(Stated goal)
Restate the full listing word for word and leave the pictures out.
[Start of Source data]
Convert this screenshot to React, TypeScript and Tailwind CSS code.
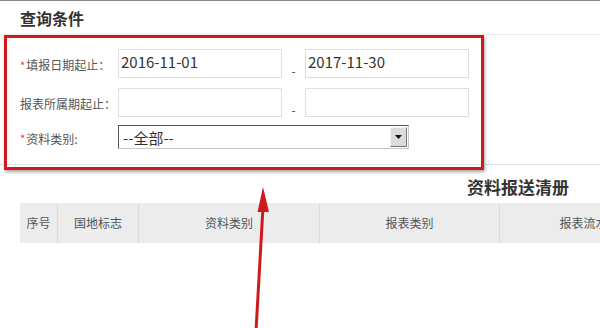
import React from 'react';

const font = { fontFamily: '"Noto Sans CJK SC", "Microsoft YaHei", sans-serif' };

// Label cell for a form row
const Label: React.FC<{ text: string; required?: boolean }> = ({ text, required }) => (
  <div className="w-[98px] shrink-0 flex items-center text-[12px] text-[#555] pt-[3px]">
    {required && <span className="text-[#e23a3a] text-[11px] mr-[1px]">*</span>}
    <span>{text}</span>
  </div>
);

const TextBox: React.FC<{ value?: string }> = ({ value }) => (
  <div className="w-[164px] h-full border border-[#dedede] bg-white px-[2px] pt-[1px] text-[15px] leading-[22px] text-[#333]">
    {value}
  </div>
);

const Dash = () => (
  <div className="w-[23px] h-full flex items-end justify-center pb-[1px] text-[12px] leading-[12px] text-[#444]">-</div>
);

const columns = [
  { title: '序号', w: 'w-[38px]' },
  { title: '国地标志', w: 'w-[81px]' },
  { title: '资料类别', w: 'w-[181px]' },
  { title: '报表类别', w: 'w-[180px]' },
  { title: '报表流水号', w: 'w-[180px]' },
];

export default function App() {
  return (
    <div className="relative w-[600px] h-[328px] overflow-hidden bg-white border-t border-[#8a8a8a]" style={font}>
      {/* 查询条件 */}
      <div className="h-[34px] flex items-center pl-[20px] border-b border-[#ebebeb] text-[16px] font-bold text-[#333]">
        查询条件
      </div>

      <div className="pl-[20px] pt-[14px] pb-[15px] border-b border-[#e2e2e2] flex flex-col">
        <div className="flex h-[29px]">
          <Label text="填报日期起止：" required />
          <TextBox value="2016-11-01" />
          <Dash />
          <TextBox value="2017-11-30" />
        </div>
        <div className="flex h-[29px] mt-[10px]">
          <Label text="报表所属期起止：" />
          <TextBox />
          <Dash />
          <TextBox />
        </div>
        <div className="flex h-[24px] mt-[8px]">
          <Label text="资料类别:" required />
          <div className="w-[291px] h-full flex items-center bg-white border border-[#c8c8c8] border-t-[#555] border-l-[#555] pl-[4px] pr-[1px]">
            <span className="flex-1 text-[15px] text-[#333] leading-none">--全部--</span>
            <div className="w-[17px] h-[20px] bg-[#dcdcdc] border border-[#f4f4f4] border-r-[#777] border-b-[#777] flex items-center justify-center">
              <svg width="7" height="4" viewBox="0 0 7 4"><polygon points="0,0 7,0 3.5,4" fill="#111" /></svg>
            </div>
          </div>
        </div>
      </div>

      {/* 资料报送清册 */}
      <div className="h-[38px] flex items-center pl-[467px] pt-[6px] text-[17px] font-bold text-[#333]">
        资料报送清册
      </div>

      <div className="ml-[20px] flex h-[40px] bg-[#ececec] w-max">
        {columns.map((c) => (
          <div
            key={c.title}
            className={`${c.w} shrink-0 h-full flex items-center justify-center text-[12px] text-[#555] border-r border-[#dadada]`}
          >
            {c.title}
          </div>
        ))}
      </div>

      {/* annotation box */}
      <div className="absolute left-[4px] top-[34px] w-[480px] h-[135px] border-[3px] border-[#d1181d] shadow-[1px_2px_3px_rgba(0,0,0,0.35)]" />

      {/* annotation arrow */}
      <svg className="absolute left-0 top-0" width="600" height="328" viewBox="0 0 600 328">
        <line x1="256" y1="330" x2="263" y2="206" stroke="#cf1a1d" strokeWidth="3" />
        <polygon points="263,186 257.5,211 269,211" fill="#cf1a1d" />
      </svg>
    </div>
  );
}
[End of Source data]
(The response)
Convert this screenshot to React, TypeScript and Tailwind CSS code.
import React from 'react';

const font = { fontFamily: '"Noto Sans CJK SC", "Microsoft YaHei", sans-serif' };

// Label cell for a form row
const Label: React.FC<{ text: string; required?: boolean }> = ({ text, required }) => (
  <div className="w-[98px] shrink-0 flex items-center text-[12px] text-[#555] pt-[3px]">
    {required && <span className="text-[#e23a3a] text-[11px] mr-[1px]">*</span>}
    <span>{text}</span>
  </div>
);

const TextBox: React.FC<{ value?: string }> = ({ value }) => (
  <div className="w-[164px] h-full border border-[#dedede] bg-white px-[2px] pt-[1px] text-[15px] leading-[22px] text-[#333]">
    {value}
  </div>
);

const Dash = () => (
  <div className="w-[23px] h-full flex items-end justify-center pb-[1px] text-[12px] leading-[12px] text-[#444]">-</div>
);

const columns = [
  { title: '序号', w: 'w-[38px]' },
  { title: '国地标志', w: 'w-[81px]' },
  { title: '资料类别', w: 'w-[181px]' },
  { title: '报表类别', w: 'w-[180px]' },
  { title: '报表流水号', w: 'w-[180px]' },
];

export default function App() {
  return (
    <div className="relative w-[600px] h-[328px] overflow-hidden bg-white border-t border-[#8a8a8a]" style={font}>
      {/* 查询条件 */}
      <div className="h-[34px] flex items-center pl-[20px] border-b border-[#ebebeb] text-[16px] font-bold text-[#333]">
        查询条件
      </div>

      <div className="pl-[20px] pt-[14px] pb-[15px] border-b border-[#e2e2e2] flex flex-col">
        <div className="flex h-[29px]">
          <Label text="填报日期起止：" required />
          <TextBox value="2016-11-01" />
          <Dash />
          <TextBox value="2017-11-30" />
        </div>
        <div className="flex h-[29px] mt-[10px]">
          <Label text="报表所属期起止：" />
          <TextBox />
          <Dash />
          <TextBox />
        </div>
        <div className="flex h-[24px] mt-[8px]">
          <Label text="资料类别:" required />
          <div className="w-[291px] h-full flex items-center bg-white border border-[#c8c8c8] border-t-[#555] border-l-[#555] pl-[4px] pr-[1px]">
            <span className="flex-1 text-[15px] text-[#333] leading-none">--全部--</span>
            <div className="w-[17px] h-[20px] bg-[#dcdcdc] border border-[#f4f4f4] border-r-[#777] border-b-[#777] flex items-center justify-center">
              <svg width="7" height="4" viewBox="0 0 7 4"><polygon points="0,0 7,0 3.5,4" fill="#111" /></svg>
            </div>
          </div>
        </div>
      </div>

      {/* 资料报送清册 */}
      <div className="h-[38px] flex items-center pl-[467px] pt-[6px] text-[17px] font-bold text-[#333]">
        资料报送清册
      </div>

      <div className="ml-[20px] flex h-[40px] bg-[#ececec] w-max">
        {columns.map((c) => (
          <div
            key={c.title}
            className={`${c.w} shrink-0 h-full flex items-center justify-center text-[12px] text-[#555] border-r border-[#dadada]`}
          >
            {c.title}
          </div>
        ))}
      </div>

      {/* annotation box */}
      <div className="absolute left-[4px] top-[34px] w-[480px] h-[135px] border-[3px] border-[#d1181d] shadow-[1px_2px_3px_rgba(0,0,0,0.35)]" />

      {/* annotation arrow */}
      <svg className="absolute left-0 top-0" width="600" height="328" viewBox="0 0 600 328">
        <line x1="256" y1="330" x2="263" y2="206" stroke="#cf1a1d" strokeWidth="3" />
        <polygon points="263,186 257.5,211 269,211" fill="#cf1a1d" />
      </svg>
    </div>
  );
}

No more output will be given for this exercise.